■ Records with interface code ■
— begin —
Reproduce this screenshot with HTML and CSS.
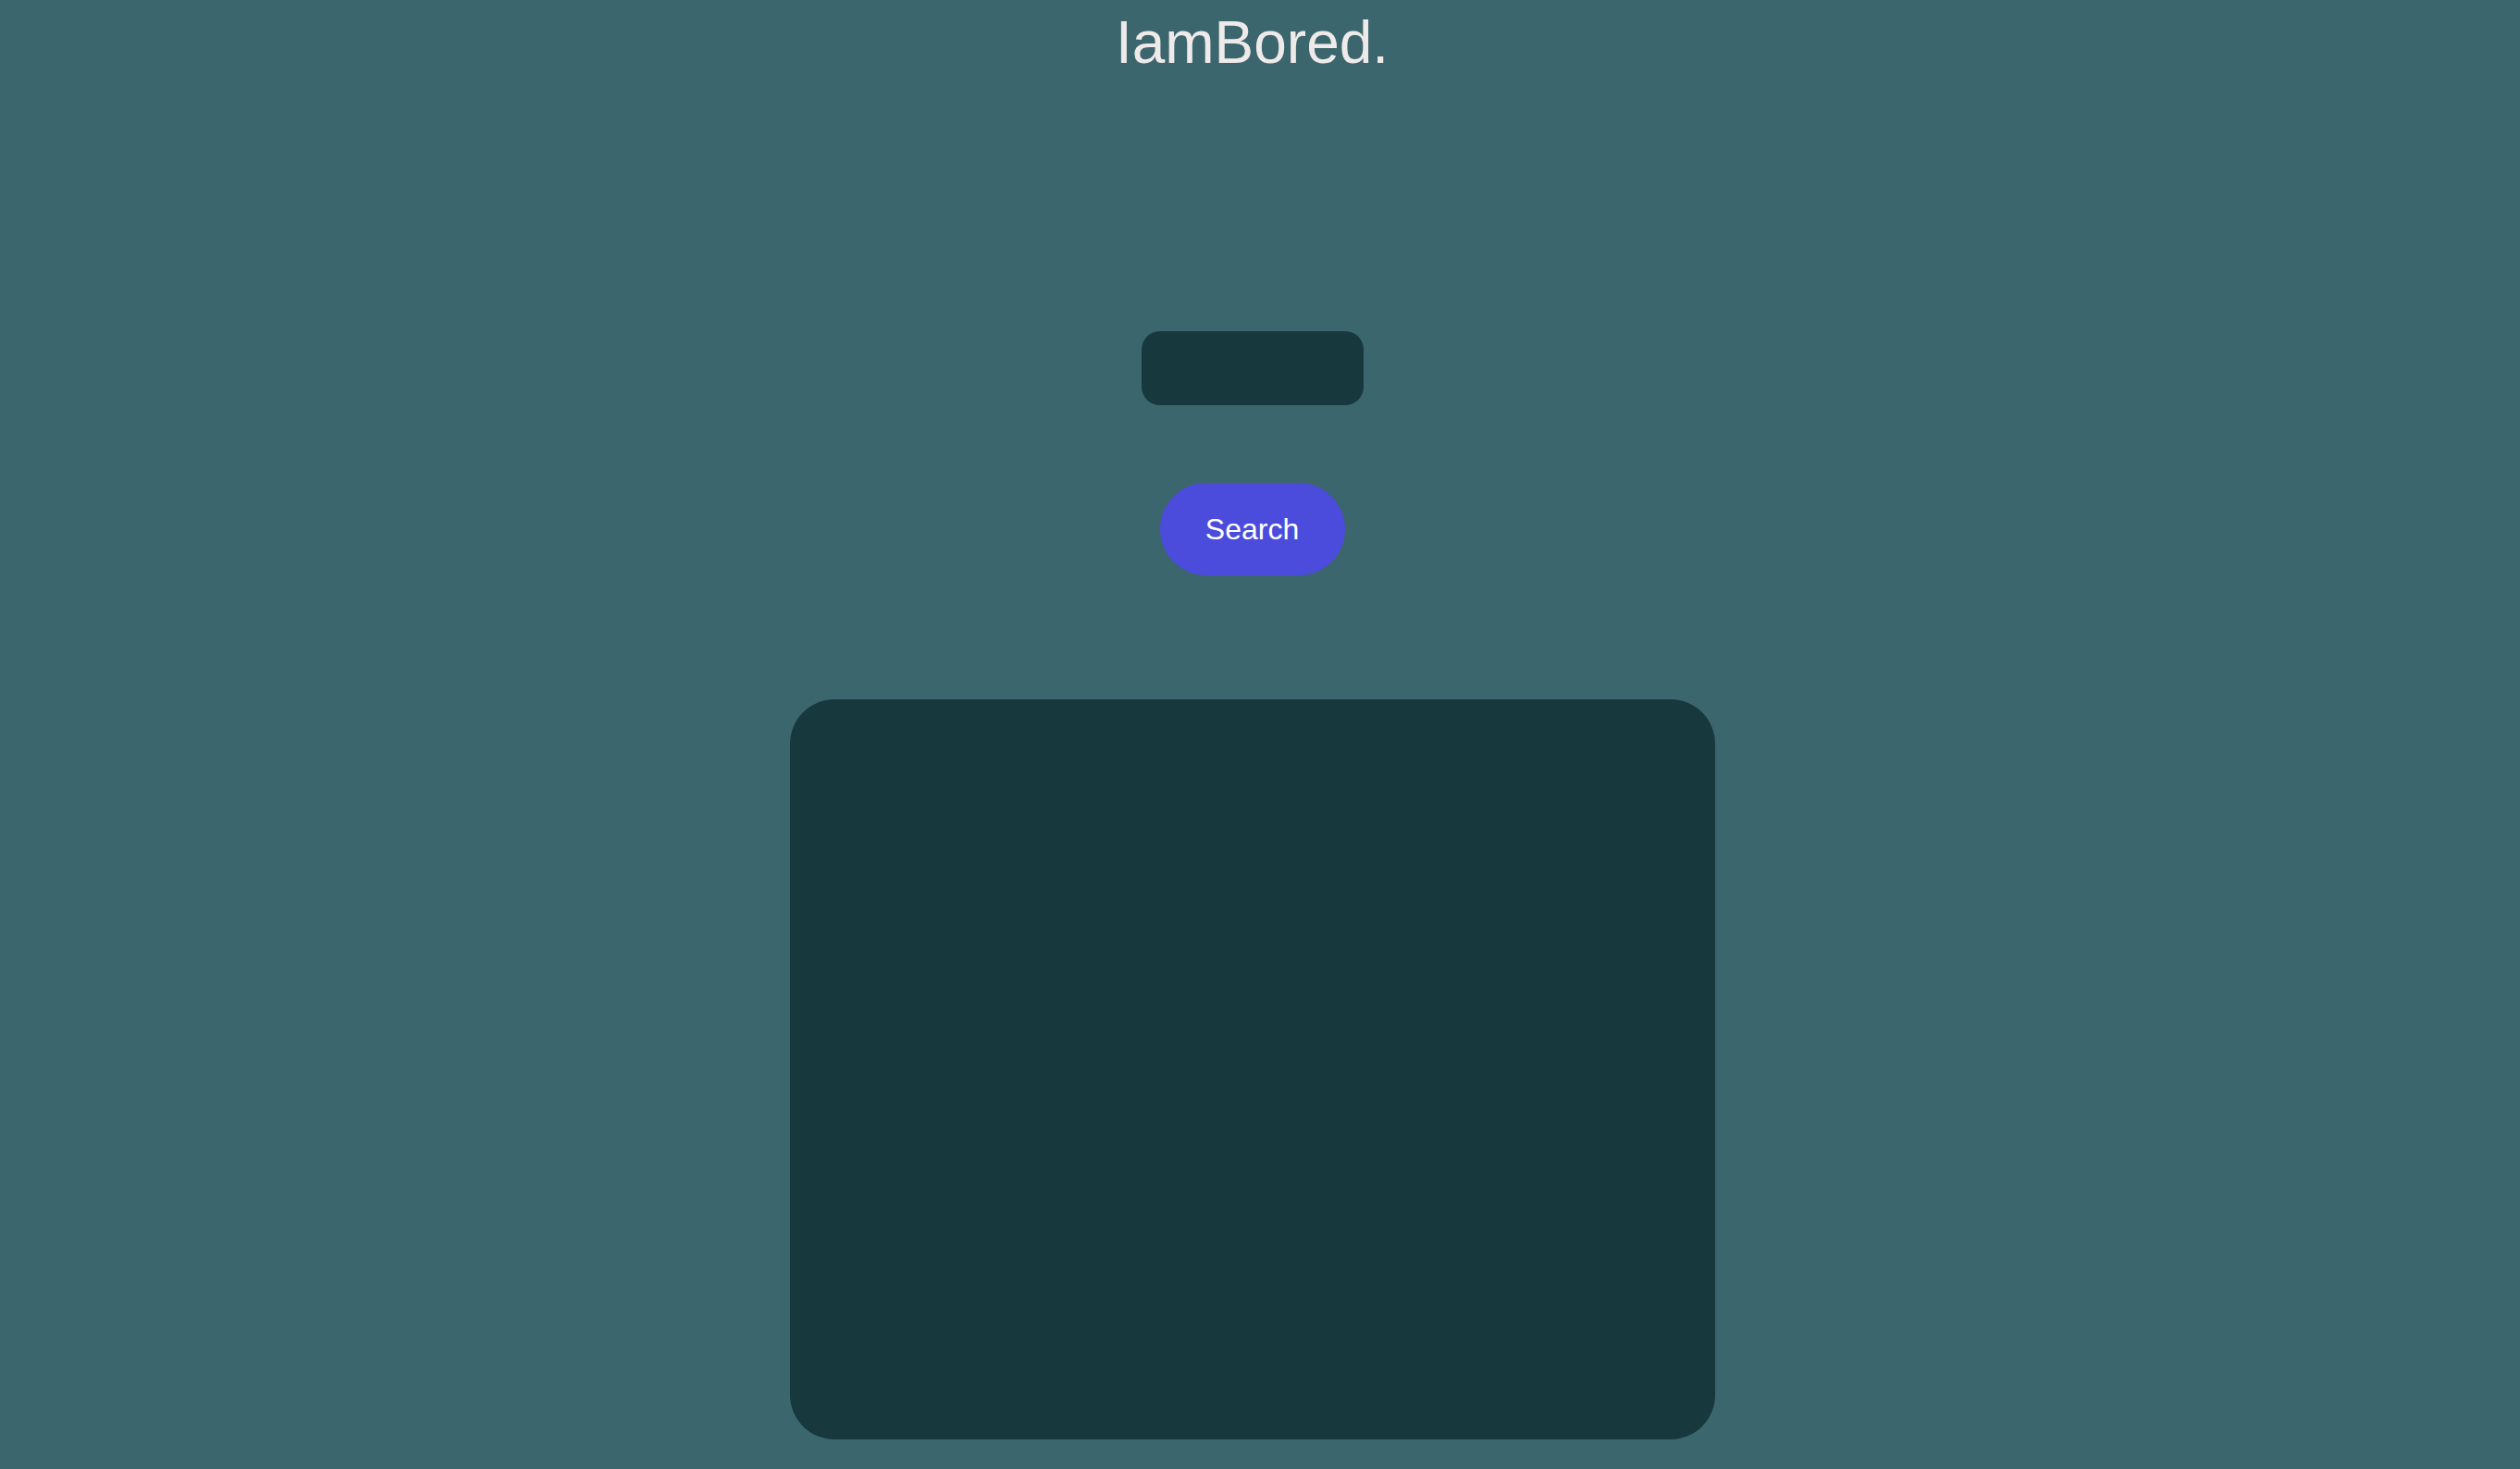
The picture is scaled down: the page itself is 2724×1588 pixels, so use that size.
FILE: index.html
```html
<!DOCTYPE html>
<html lang="en">
<head>
<meta charset="utf-8">
<title>IamBored.</title>
<link rel="stylesheet" href="styles.css">
</head>
<body>
<main class="page">
  <h1 class="title">IamBored.</h1>
  <input class="query" type="text" aria-label="Search">
  <button class="search-btn" type="button">Search</button>
  <section class="result"></section>
</main>
</body>
</html>
```

FILE: styles.css
```css
html, body {
  margin: 0;
  padding: 0;
  background: #3c666d;
  font-family: Helvetica, "Liberation Sans", Arial, sans-serif;
}

.page {
  display: flex;
  flex-direction: column;
  align-items: center;
  padding-right: 17px;
}

.title {
  margin: 6px 0 0;
  font-size: 64px;
  line-height: 80px;
  font-weight: 400;
  color: #efeaea;
}

.query {
  margin-top: 272px;
  width: 240px;
  height: 80px;
  box-sizing: border-box;
  border: none;
  border-radius: 20px;
  background: #17393d;
  outline: none;
  color: #efeaea;
  font-size: 28px;
  padding: 0 20px;
}

.search-btn {
  margin-top: 84px;
  width: 200px;
  height: 100px;
  border: none;
  border-radius: 50px;
  background: #4b4cdb;
  color: #ffffff;
  font-family: Helvetica, "Liberation Sans", Arial, sans-serif;
  font-size: 32px;
  cursor: pointer;
}

.result {
  margin-top: 134px;
  width: 1000px;
  height: 800px;
  border-radius: 48px;
  background: #17393d;
}
```
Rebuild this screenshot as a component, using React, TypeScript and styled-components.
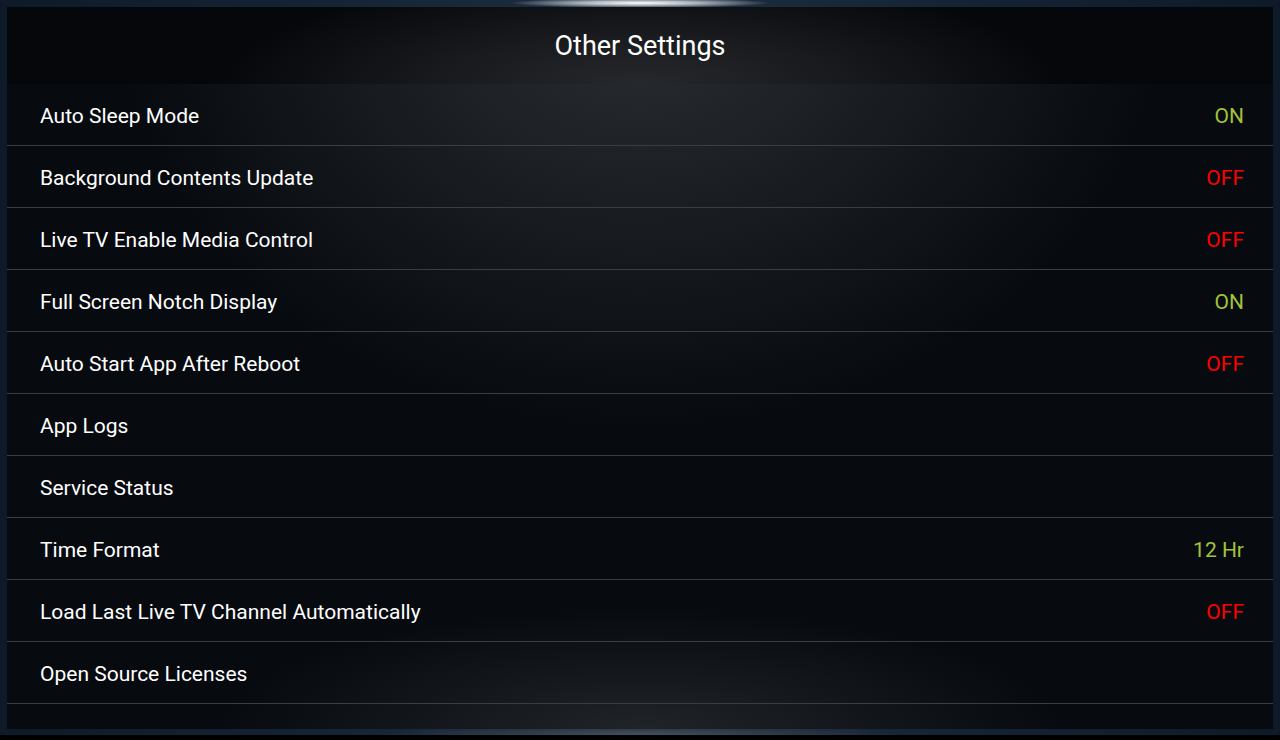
import React from "react";
import styled, { createGlobalStyle } from "styled-components";

const Global = createGlobalStyle`
  html, body { margin: 0; padding: 0; background: #000; }
  body { font-family: Roboto, "Noto Sans", sans-serif; }
`;

const Screen = styled.div`
  width: 1280px;
  height: 740px;
  background: #000;
  display: flex;
  flex-direction: column;
`;

const Frame = styled.div`
  height: 735px;
  box-sizing: border-box;
  padding: 7px 7px 6px 7px;
  background:
    radial-gradient(ellipse 130px 5px at 50% 3px, rgba(255,255,255,1) 0%, rgba(230,235,240,0.7) 45%, rgba(40,50,62,0) 100%),
    radial-gradient(ellipse 260px 12px at 50% 100%, #45505c 0%, #2a3644 60%, rgba(15,28,43,0) 100%),
    linear-gradient(90deg, #0e1a28 0%, #17283a 35%, #1f2e3e 50%, #17283a 65%, #0e1a28 100%);
  display: flex;
`;

const Panel = styled.div`
  flex: 1;
  display: flex;
  flex-direction: column;
  background:
    radial-gradient(ellipse 520px 420px at 50% 0%, #2b2e32 0%, #1b1e22 45%, rgba(10,13,18,0) 100%),
    radial-gradient(ellipse 420px 120px at 50% 100%, #202327 0%, rgba(10,13,18,0) 100%),
    #070a0f;
`;

const Header = styled.div`
  height: 77px;
  display: flex;
  align-items: center;
  justify-content: center;
  background:
    radial-gradient(ellipse 420px 110px at 50% 100%, #26282b 0%, #17191c 50%, rgba(6,8,11,0) 100%),
    #05070a;
`;

const Title = styled.h1`
  margin: 0;
  font-family: Roboto, sans-serif;
  font-weight: 400;
  font-size: 27px;
  color: #ffffff;
`;

const List = styled.div`
  display: flex;
  flex-direction: column;
`;

const Row = styled.div`
  height: 62px;
  box-sizing: border-box;
  border-bottom: 1px solid #3a3d41;
  display: flex;
  align-items: center;
  justify-content: space-between;
  padding: 2px 29px 0 33px;
`;

const Label = styled.span`
  font-size: 21px;
  color: #ffffff;
`;

const Value = styled.span<{ $tone: "on" | "off" }>`
  font-size: 21px;
  color: ${(p) => (p.$tone === "on" ? "#a3c23b" : "#ff0000")};
`;

type Item = { label: string; value?: string; tone?: "on" | "off" };

const items: Item[] = [
  { label: "Auto Sleep Mode", value: "ON", tone: "on" },
  { label: "Background Contents Update", value: "OFF", tone: "off" },
  { label: "Live TV Enable Media Control", value: "OFF", tone: "off" },
  { label: "Full Screen Notch Display", value: "ON", tone: "on" },
  { label: "Auto Start App After Reboot", value: "OFF", tone: "off" },
  { label: "App Logs" },
  { label: "Service Status" },
  { label: "Time Format", value: "12 Hr", tone: "on" },
  { label: "Load Last Live TV Channel Automatically", value: "OFF", tone: "off" },
  { label: "Open Source Licenses" },
];

export default function App() {
  return (
    <Screen>
      <Global />
      <Frame>
        <Panel>
          <Header>
            <Title>Other Settings</Title>
          </Header>
          <List>
            {items.map((it) => (
              <Row key={it.label}>
                <Label>{it.label}</Label>
                {it.value && <Value $tone={it.tone!}>{it.value}</Value>}
              </Row>
            ))}
          </List>
        </Panel>
      </Frame>
    </Screen>
  );
}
— end —
■ Short problem ■
Every entry above needs to be retyped exactly; drop the pictures.

■ Exercise result ■
Reproduce this screenshot with HTML and CSS.
The picture is scaled down: the page itself is 2724×1588 pixels, so use that size.
FILE: index.html
```html
<!DOCTYPE html>
<html lang="en">
<head>
<meta charset="utf-8">
<title>IamBored.</title>
<link rel="stylesheet" href="styles.css">
</head>
<body>
<main class="page">
  <h1 class="title">IamBored.</h1>
  <input class="query" type="text" aria-label="Search">
  <button class="search-btn" type="button">Search</button>
  <section class="result"></section>
</main>
</body>
</html>
```

FILE: styles.css
```css
html, body {
  margin: 0;
  padding: 0;
  background: #3c666d;
  font-family: Helvetica, "Liberation Sans", Arial, sans-serif;
}

.page {
  display: flex;
  flex-direction: column;
  align-items: center;
  padding-right: 17px;
}

.title {
  margin: 6px 0 0;
  font-size: 64px;
  line-height: 80px;
  font-weight: 400;
  color: #efeaea;
}

.query {
  margin-top: 272px;
  width: 240px;
  height: 80px;
  box-sizing: border-box;
  border: none;
  border-radius: 20px;
  background: #17393d;
  outline: none;
  color: #efeaea;
  font-size: 28px;
  padding: 0 20px;
}

.search-btn {
  margin-top: 84px;
  width: 200px;
  height: 100px;
  border: none;
  border-radius: 50px;
  background: #4b4cdb;
  color: #ffffff;
  font-family: Helvetica, "Liberation Sans", Arial, sans-serif;
  font-size: 32px;
  cursor: pointer;
}

.result {
  margin-top: 134px;
  width: 1000px;
  height: 800px;
  border-radius: 48px;
  background: #17393d;
}
```
Rebuild this screenshot as a component, using React, TypeScript and styled-components.
import React from "react";
import styled, { createGlobalStyle } from "styled-components";

const Global = createGlobalStyle`
  html, body { margin: 0; padding: 0; background: #000; }
  body { font-family: Roboto, "Noto Sans", sans-serif; }
`;

const Screen = styled.div`
  width: 1280px;
  height: 740px;
  background: #000;
  display: flex;
  flex-direction: column;
`;

const Frame = styled.div`
  height: 735px;
  box-sizing: border-box;
  padding: 7px 7px 6px 7px;
  background:
    radial-gradient(ellipse 130px 5px at 50% 3px, rgba(255,255,255,1) 0%, rgba(230,235,240,0.7) 45%, rgba(40,50,62,0) 100%),
    radial-gradient(ellipse 260px 12px at 50% 100%, #45505c 0%, #2a3644 60%, rgba(15,28,43,0) 100%),
    linear-gradient(90deg, #0e1a28 0%, #17283a 35%, #1f2e3e 50%, #17283a 65%, #0e1a28 100%);
  display: flex;
`;

const Panel = styled.div`
  flex: 1;
  display: flex;
  flex-direction: column;
  background:
    radial-gradient(ellipse 520px 420px at 50% 0%, #2b2e32 0%, #1b1e22 45%, rgba(10,13,18,0) 100%),
    radial-gradient(ellipse 420px 120px at 50% 100%, #202327 0%, rgba(10,13,18,0) 100%),
    #070a0f;
`;

const Header = styled.div`
  height: 77px;
  display: flex;
  align-items: center;
  justify-content: center;
  background:
    radial-gradient(ellipse 420px 110px at 50% 100%, #26282b 0%, #17191c 50%, rgba(6,8,11,0) 100%),
    #05070a;
`;

const Title = styled.h1`
  margin: 0;
  font-family: Roboto, sans-serif;
  font-weight: 400;
  font-size: 27px;
  color: #ffffff;
`;

const List = styled.div`
  display: flex;
  flex-direction: column;
`;

const Row = styled.div`
  height: 62px;
  box-sizing: border-box;
  border-bottom: 1px solid #3a3d41;
  display: flex;
  align-items: center;
  justify-content: space-between;
  padding: 2px 29px 0 33px;
`;

const Label = styled.span`
  font-size: 21px;
  color: #ffffff;
`;

const Value = styled.span<{ $tone: "on" | "off" }>`
  font-size: 21px;
  color: ${(p) => (p.$tone === "on" ? "#a3c23b" : "#ff0000")};
`;

type Item = { label: string; value?: string; tone?: "on" | "off" };

const items: Item[] = [
  { label: "Auto Sleep Mode", value: "ON", tone: "on" },
  { label: "Background Contents Update", value: "OFF", tone: "off" },
  { label: "Live TV Enable Media Control", value: "OFF", tone: "off" },
  { label: "Full Screen Notch Display", value: "ON", tone: "on" },
  { label: "Auto Start App After Reboot", value: "OFF", tone: "off" },
  { label: "App Logs" },
  { label: "Service Status" },
  { label: "Time Format", value: "12 Hr", tone: "on" },
  { label: "Load Last Live TV Channel Automatically", value: "OFF", tone: "off" },
  { label: "Open Source Licenses" },
];

export default function App() {
  return (
    <Screen>
      <Global />
      <Frame>
        <Panel>
          <Header>
            <Title>Other Settings</Title>
          </Header>
          <List>
            {items.map((it) => (
              <Row key={it.label}>
                <Label>{it.label}</Label>
                {it.value && <Value $tone={it.tone!}>{it.value}</Value>}
              </Row>
            ))}
          </List>
        </Panel>
      </Frame>
    </Screen>
  );
}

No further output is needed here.